*Exercise*. Set the data down again, exactly as it reads, but without the pictures.

— Start Dataset excerpt —

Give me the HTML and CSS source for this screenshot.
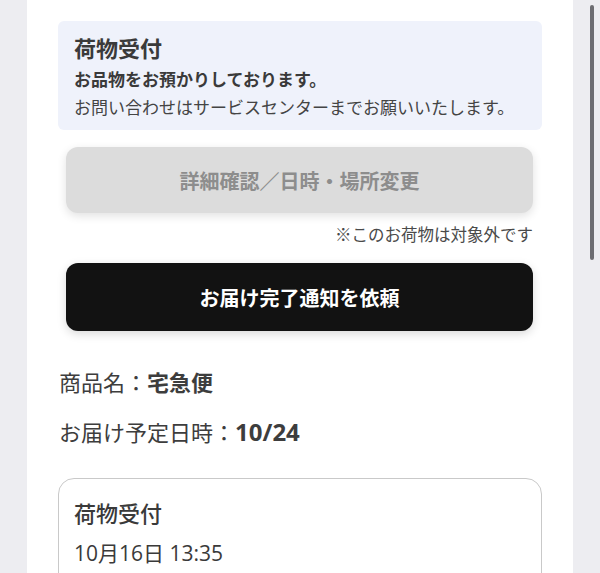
FILE: index.html
```html
<!DOCTYPE html>
<html lang="ja">
<head>
<meta charset="utf-8">
<title>荷物受付</title>
<link rel="stylesheet" href="styles.css">
</head>
<body>
<div class="screen">
  <div class="gutter"></div>
  <main class="panel">
    <section class="notice">
      <h2 class="notice-title">荷物受付</h2>
      <p class="notice-strong">お品物をお預かりしております。</p>
      <p class="notice-text">お問い合わせはサービスセンターまでお願いいたします。</p>
    </section>
    <button class="btn btn-disabled" type="button">詳細確認／日時・場所変更</button>
    <p class="note">※このお荷物は対象外です</p>
    <button class="btn btn-primary" type="button">お届け完了通知を依頼</button>
    <p class="info info-first">商品名：<b>宅急便</b></p>
    <p class="info">お届け予定日時：<b class="num">10/24</b></p>
    <section class="card">
      <h3 class="card-title">荷物受付</h3>
      <p class="card-date">10月16日 13:35</p>
    </section>
  </main>
  <div class="gutter gutter-right"><div class="thumb"></div></div>
</div>
</body>
</html>
```

FILE: styles.css
```css
* { box-sizing: border-box; }
html, body { margin: 0; padding: 0; }
body {
  background: #ededf1;
  font-family: "Open Sans", "Noto Sans CJK JP", sans-serif;
  color: #333;
}
.screen {
  display: grid;
  grid-template-columns: 27px 546px 27px;
  height: 573px;
  overflow: hidden;
}
.gutter { background: #ededf1; }
.gutter-right {
  display: flex;
  justify-content: flex-end;
  align-items: flex-start;
  padding: 5px 6px 0 0;
}
.thumb {
  width: 4px;
  height: 255px;
  border-radius: 2px;
  background: #6d6d72;
}
.panel {
  background: #fff;
  padding: 21px 31px 0;
  display: flex;
  flex-direction: column;
  overflow: hidden;
}
.panel > * { flex-shrink: 0; }
.notice {
  background: #eff2fb;
  border-radius: 6px;
  padding: 12px 16px 8px;
  height: 109px;
}
.notice-title {
  margin: 0;
  font-size: 22px;
  line-height: 30px;
  font-weight: 700;
  color: #3a3a3a;
}
.notice-strong {
  margin: 3px 0 0;
  font-size: 17px;
  line-height: 28px;
  font-weight: 700;
  color: #3a3a3a;
}
.notice-text {
  margin: 0;
  font-size: 17px;
  line-height: 28px;
  color: #444;
}
.btn {
  display: block;
  margin: 0 9px 0 8px;
  border: none;
  border-radius: 12px;
  font-family: inherit;
  font-size: 20px;
  font-weight: 700;
  text-align: center;
}
.btn-disabled {
  margin-top: 17px;
  height: 66px;
  background: #dcdcdc;
  color: #8d8d8d;
  box-shadow: 0 3px 10px rgba(0,0,0,0.12);
}
.note {
  margin: 11px 9px 0 0;
  text-align: right;
  font-size: 16.5px;
  line-height: 22px;
  color: #4a4a4a;
}
.btn-primary {
  margin-top: 17px;
  height: 68px;
  background: #121212;
  color: #fff;
  box-shadow: 0 3px 10px rgba(0,0,0,0.15);
}
.info {
  margin: 0;
  font-size: 22px;
  line-height: 50px;
  color: #3d3d3d;
  padding-left: 1px;
}
.info b { font-weight: 700; }
.info .num { font-size: 24px; }
.info-first { margin-top: 26px; }
.card {
  margin-top: 21px;
  border: 1px solid #c9c9c9;
  border-radius: 16px;
  padding: 18px 15px 0;
  height: 200px;
}
.card-title {
  margin: 0;
  font-size: 22px;
  line-height: 32px;
  font-weight: 500;
  color: #3a3a3a;
}
.card-date {
  margin: 4px 0 0;
  font-size: 21px;
  line-height: 40px;
  color: #3a3a3a;
}
```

— End Dataset excerpt —

*Solution to the exercise*.
Give me the HTML and CSS source for this screenshot.
FILE: index.html
```html
<!DOCTYPE html>
<html lang="ja">
<head>
<meta charset="utf-8">
<title>荷物受付</title>
<link rel="stylesheet" href="styles.css">
</head>
<body>
<div class="screen">
  <div class="gutter"></div>
  <main class="panel">
    <section class="notice">
      <h2 class="notice-title">荷物受付</h2>
      <p class="notice-strong">お品物をお預かりしております。</p>
      <p class="notice-text">お問い合わせはサービスセンターまでお願いいたします。</p>
    </section>
    <button class="btn btn-disabled" type="button">詳細確認／日時・場所変更</button>
    <p class="note">※このお荷物は対象外です</p>
    <button class="btn btn-primary" type="button">お届け完了通知を依頼</button>
    <p class="info info-first">商品名：<b>宅急便</b></p>
    <p class="info">お届け予定日時：<b class="num">10/24</b></p>
    <section class="card">
      <h3 class="card-title">荷物受付</h3>
      <p class="card-date">10月16日 13:35</p>
    </section>
  </main>
  <div class="gutter gutter-right"><div class="thumb"></div></div>
</div>
</body>
</html>
```

FILE: styles.css
```css
* { box-sizing: border-box; }
html, body { margin: 0; padding: 0; }
body {
  background: #ededf1;
  font-family: "Open Sans", "Noto Sans CJK JP", sans-serif;
  color: #333;
}
.screen {
  display: grid;
  grid-template-columns: 27px 546px 27px;
  height: 573px;
  overflow: hidden;
}
.gutter { background: #ededf1; }
.gutter-right {
  display: flex;
  justify-content: flex-end;
  align-items: flex-start;
  padding: 5px 6px 0 0;
}
.thumb {
  width: 4px;
  height: 255px;
  border-radius: 2px;
  background: #6d6d72;
}
.panel {
  background: #fff;
  padding: 21px 31px 0;
  display: flex;
  flex-direction: column;
  overflow: hidden;
}
.panel > * { flex-shrink: 0; }
.notice {
  background: #eff2fb;
  border-radius: 6px;
  padding: 12px 16px 8px;
  height: 109px;
}
.notice-title {
  margin: 0;
  font-size: 22px;
  line-height: 30px;
  font-weight: 700;
  color: #3a3a3a;
}
.notice-strong {
  margin: 3px 0 0;
  font-size: 17px;
  line-height: 28px;
  font-weight: 700;
  color: #3a3a3a;
}
.notice-text {
  margin: 0;
  font-size: 17px;
  line-height: 28px;
  color: #444;
}
.btn {
  display: block;
  margin: 0 9px 0 8px;
  border: none;
  border-radius: 12px;
  font-family: inherit;
  font-size: 20px;
  font-weight: 700;
  text-align: center;
}
.btn-disabled {
  margin-top: 17px;
  height: 66px;
  background: #dcdcdc;
  color: #8d8d8d;
  box-shadow: 0 3px 10px rgba(0,0,0,0.12);
}
.note {
  margin: 11px 9px 0 0;
  text-align: right;
  font-size: 16.5px;
  line-height: 22px;
  color: #4a4a4a;
}
.btn-primary {
  margin-top: 17px;
  height: 68px;
  background: #121212;
  color: #fff;
  box-shadow: 0 3px 10px rgba(0,0,0,0.15);
}
.info {
  margin: 0;
  font-size: 22px;
  line-height: 50px;
  color: #3d3d3d;
  padding-left: 1px;
}
.info b { font-weight: 700; }
.info .num { font-size: 24px; }
.info-first { margin-top: 26px; }
.card {
  margin-top: 21px;
  border: 1px solid #c9c9c9;
  border-radius: 16px;
  padding: 18px 15px 0;
  height: 200px;
}
.card-title {
  margin: 0;
  font-size: 22px;
  line-height: 32px;
  font-weight: 500;
  color: #3a3a3a;
}
.card-date {
  margin: 4px 0 0;
  font-size: 21px;
  line-height: 40px;
  color: #3a3a3a;
}
```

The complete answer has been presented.